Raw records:
____________________
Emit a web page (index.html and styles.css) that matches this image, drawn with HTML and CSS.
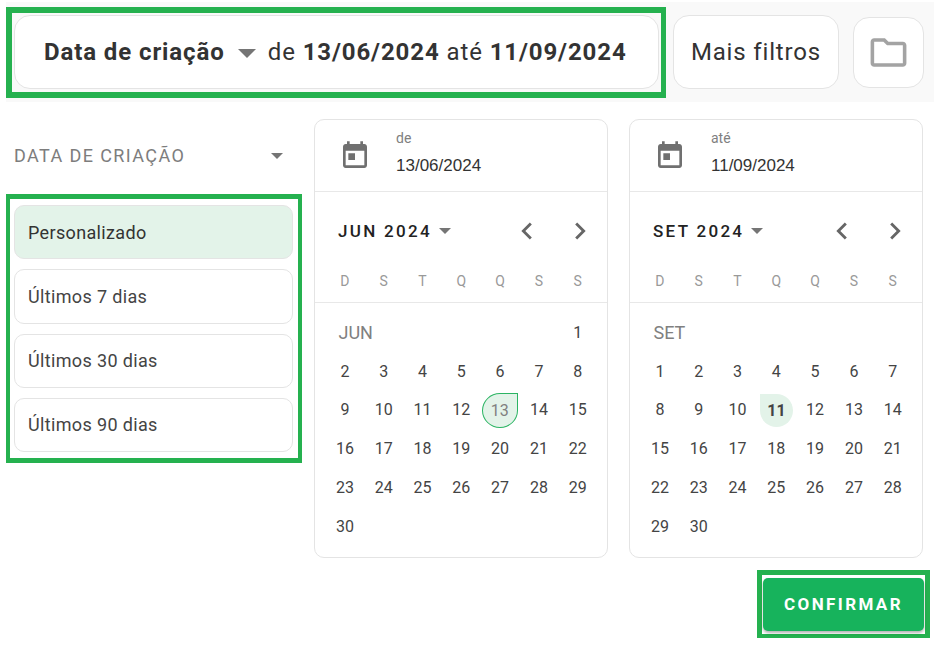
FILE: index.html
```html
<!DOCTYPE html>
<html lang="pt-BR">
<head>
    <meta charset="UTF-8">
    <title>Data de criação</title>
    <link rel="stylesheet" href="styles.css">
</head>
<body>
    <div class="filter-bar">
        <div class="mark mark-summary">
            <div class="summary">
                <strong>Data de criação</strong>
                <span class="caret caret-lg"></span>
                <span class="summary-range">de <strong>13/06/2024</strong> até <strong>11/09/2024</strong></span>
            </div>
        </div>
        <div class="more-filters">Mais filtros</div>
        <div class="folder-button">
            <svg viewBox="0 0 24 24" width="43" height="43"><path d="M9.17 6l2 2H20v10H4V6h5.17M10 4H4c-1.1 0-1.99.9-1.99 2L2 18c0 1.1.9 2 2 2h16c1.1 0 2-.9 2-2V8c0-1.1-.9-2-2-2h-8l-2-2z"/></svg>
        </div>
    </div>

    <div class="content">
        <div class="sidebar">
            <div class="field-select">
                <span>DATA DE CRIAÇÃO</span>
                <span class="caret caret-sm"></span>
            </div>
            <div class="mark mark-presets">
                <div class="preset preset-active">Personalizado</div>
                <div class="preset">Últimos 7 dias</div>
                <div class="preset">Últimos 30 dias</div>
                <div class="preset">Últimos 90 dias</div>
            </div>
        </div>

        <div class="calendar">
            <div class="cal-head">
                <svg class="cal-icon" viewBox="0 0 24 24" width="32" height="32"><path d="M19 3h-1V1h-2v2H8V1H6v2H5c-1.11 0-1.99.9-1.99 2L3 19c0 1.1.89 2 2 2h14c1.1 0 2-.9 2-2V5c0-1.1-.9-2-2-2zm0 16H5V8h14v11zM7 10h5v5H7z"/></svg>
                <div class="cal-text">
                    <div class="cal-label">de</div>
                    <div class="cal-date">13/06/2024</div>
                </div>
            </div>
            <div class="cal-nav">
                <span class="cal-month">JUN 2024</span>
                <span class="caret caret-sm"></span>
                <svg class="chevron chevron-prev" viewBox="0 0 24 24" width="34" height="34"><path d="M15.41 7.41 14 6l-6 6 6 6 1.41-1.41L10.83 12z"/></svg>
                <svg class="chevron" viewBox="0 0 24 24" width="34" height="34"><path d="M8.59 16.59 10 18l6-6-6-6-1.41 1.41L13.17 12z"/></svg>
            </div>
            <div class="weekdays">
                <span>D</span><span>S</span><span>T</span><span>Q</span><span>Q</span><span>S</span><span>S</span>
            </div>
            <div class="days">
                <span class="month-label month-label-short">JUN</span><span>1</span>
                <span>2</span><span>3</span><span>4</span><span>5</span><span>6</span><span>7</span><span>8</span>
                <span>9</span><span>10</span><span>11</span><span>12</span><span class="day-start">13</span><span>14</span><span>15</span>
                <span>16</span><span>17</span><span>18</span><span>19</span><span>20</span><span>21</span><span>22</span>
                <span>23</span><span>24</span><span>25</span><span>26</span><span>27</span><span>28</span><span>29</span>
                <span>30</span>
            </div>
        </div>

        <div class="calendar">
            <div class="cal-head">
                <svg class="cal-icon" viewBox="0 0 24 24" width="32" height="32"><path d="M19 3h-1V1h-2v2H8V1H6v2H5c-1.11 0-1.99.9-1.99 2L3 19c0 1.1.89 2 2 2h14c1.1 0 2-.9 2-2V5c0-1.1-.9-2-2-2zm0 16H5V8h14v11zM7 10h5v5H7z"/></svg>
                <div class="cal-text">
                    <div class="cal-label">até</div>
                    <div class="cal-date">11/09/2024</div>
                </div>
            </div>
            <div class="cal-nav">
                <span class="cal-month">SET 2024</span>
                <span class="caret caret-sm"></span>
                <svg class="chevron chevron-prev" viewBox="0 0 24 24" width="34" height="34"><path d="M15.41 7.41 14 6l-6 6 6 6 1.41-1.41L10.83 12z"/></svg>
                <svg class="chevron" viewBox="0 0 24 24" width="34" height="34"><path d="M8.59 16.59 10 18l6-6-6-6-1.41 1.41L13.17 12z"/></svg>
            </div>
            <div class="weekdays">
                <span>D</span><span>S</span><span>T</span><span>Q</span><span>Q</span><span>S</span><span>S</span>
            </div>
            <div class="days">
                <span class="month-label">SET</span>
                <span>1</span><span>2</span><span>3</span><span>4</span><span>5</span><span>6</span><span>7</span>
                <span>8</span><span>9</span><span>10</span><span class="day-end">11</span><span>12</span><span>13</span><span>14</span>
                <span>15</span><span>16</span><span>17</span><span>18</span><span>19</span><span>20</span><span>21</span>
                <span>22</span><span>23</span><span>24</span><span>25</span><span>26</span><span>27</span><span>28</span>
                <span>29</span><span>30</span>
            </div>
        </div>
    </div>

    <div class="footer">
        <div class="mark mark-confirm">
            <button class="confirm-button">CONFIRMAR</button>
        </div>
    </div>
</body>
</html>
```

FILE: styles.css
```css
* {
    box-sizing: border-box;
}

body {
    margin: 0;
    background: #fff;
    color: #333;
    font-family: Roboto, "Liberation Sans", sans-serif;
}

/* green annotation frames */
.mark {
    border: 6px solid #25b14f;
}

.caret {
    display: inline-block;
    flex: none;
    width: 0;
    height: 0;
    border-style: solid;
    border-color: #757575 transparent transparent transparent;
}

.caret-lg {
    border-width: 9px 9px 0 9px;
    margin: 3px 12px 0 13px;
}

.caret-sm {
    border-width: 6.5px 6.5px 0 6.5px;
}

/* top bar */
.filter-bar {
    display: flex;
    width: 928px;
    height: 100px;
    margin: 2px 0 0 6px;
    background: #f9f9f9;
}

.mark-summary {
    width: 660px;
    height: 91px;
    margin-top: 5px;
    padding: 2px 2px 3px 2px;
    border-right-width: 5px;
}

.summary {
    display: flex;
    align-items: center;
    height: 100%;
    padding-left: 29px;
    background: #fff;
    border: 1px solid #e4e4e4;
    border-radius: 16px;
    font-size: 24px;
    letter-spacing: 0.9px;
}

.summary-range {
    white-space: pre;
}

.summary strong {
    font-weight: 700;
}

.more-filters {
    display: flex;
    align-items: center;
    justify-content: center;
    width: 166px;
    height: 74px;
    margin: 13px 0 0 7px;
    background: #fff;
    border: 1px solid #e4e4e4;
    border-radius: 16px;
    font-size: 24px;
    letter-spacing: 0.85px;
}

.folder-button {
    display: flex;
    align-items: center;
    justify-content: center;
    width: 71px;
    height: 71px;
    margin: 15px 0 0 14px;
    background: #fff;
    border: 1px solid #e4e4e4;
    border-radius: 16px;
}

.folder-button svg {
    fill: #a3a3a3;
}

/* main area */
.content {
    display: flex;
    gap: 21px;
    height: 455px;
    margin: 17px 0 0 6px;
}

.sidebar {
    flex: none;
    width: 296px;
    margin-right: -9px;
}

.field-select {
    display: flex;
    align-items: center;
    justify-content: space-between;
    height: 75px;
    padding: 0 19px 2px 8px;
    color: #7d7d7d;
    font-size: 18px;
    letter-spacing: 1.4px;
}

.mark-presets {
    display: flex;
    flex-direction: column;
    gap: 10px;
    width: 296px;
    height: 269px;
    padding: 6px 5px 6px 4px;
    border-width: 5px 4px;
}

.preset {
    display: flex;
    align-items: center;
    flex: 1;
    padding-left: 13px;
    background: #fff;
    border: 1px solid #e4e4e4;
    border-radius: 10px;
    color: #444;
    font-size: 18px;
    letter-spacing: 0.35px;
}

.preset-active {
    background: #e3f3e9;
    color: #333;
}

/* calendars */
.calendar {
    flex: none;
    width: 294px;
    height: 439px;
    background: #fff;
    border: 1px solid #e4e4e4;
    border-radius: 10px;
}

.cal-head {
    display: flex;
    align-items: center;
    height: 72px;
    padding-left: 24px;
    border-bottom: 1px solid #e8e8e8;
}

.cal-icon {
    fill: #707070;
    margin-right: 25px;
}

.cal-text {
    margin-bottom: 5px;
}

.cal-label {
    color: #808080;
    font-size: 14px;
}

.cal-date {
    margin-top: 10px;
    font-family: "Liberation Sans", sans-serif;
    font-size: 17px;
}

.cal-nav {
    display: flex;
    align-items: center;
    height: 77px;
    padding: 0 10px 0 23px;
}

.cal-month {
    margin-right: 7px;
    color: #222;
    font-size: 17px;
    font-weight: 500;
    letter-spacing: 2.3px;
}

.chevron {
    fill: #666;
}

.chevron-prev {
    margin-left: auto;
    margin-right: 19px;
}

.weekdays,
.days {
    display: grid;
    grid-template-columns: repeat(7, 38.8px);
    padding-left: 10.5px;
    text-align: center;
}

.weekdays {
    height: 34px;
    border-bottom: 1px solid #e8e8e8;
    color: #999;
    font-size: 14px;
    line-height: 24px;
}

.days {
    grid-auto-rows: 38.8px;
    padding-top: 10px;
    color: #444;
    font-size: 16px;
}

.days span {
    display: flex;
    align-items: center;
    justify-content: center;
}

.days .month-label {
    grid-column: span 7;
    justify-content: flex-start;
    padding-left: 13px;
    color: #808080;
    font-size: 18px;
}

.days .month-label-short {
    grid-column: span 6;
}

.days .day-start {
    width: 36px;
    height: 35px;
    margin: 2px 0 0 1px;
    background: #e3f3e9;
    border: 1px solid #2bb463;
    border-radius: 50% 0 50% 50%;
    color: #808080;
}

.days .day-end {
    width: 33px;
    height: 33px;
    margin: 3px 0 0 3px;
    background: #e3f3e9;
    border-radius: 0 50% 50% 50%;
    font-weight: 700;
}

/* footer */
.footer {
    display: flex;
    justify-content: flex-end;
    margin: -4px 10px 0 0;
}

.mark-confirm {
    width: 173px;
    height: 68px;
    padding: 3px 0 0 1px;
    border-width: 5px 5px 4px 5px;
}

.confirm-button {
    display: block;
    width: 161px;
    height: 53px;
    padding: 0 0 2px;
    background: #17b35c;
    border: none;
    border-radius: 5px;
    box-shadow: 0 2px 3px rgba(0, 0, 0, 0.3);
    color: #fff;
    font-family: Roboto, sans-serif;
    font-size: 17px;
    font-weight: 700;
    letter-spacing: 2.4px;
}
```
____________________
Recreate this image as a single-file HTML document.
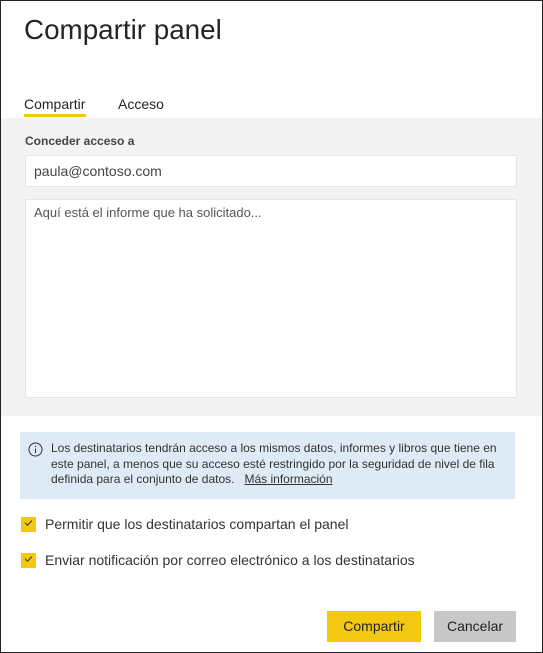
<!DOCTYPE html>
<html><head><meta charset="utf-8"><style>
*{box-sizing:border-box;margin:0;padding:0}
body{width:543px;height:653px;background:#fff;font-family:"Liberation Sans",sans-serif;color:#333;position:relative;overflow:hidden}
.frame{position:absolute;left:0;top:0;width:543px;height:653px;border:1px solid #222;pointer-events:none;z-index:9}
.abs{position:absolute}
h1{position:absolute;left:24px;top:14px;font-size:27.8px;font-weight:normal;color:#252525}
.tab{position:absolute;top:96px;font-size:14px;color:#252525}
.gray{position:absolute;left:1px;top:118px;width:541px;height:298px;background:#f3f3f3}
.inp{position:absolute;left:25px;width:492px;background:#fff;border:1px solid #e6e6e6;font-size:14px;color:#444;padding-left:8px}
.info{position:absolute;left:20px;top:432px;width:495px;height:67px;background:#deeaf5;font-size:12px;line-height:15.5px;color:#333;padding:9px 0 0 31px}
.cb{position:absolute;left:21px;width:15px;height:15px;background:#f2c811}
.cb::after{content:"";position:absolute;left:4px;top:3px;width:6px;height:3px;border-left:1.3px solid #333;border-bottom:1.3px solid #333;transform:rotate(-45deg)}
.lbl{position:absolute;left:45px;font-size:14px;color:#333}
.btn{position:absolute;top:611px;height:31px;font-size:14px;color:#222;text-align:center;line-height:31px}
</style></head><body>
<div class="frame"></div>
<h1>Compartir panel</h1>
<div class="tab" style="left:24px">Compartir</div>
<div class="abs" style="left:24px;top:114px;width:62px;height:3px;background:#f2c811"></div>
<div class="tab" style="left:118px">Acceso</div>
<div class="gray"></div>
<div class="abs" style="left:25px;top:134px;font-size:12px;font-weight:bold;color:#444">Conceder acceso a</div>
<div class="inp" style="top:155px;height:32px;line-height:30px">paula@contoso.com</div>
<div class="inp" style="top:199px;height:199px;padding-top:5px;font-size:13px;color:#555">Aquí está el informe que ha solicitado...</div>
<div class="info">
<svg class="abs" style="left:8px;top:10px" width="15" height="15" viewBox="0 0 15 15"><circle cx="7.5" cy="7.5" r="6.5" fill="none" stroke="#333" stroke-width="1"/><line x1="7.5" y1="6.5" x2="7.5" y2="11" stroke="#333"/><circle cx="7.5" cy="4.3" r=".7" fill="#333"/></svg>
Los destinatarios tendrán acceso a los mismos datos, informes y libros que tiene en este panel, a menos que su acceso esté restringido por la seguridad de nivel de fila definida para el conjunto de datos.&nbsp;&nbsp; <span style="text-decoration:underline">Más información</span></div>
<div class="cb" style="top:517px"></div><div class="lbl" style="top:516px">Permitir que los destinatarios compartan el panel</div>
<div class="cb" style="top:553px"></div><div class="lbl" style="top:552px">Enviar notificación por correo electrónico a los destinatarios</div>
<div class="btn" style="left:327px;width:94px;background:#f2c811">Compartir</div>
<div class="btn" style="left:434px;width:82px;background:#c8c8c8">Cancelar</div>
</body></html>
____________________
**Request**
List every line above containing the word "styles".

**Exercise response**
Emit a web page (index.html and styles.css) that matches this image, drawn with HTML and CSS.
    <link rel="stylesheet" href="styles.css">
FILE: styles.css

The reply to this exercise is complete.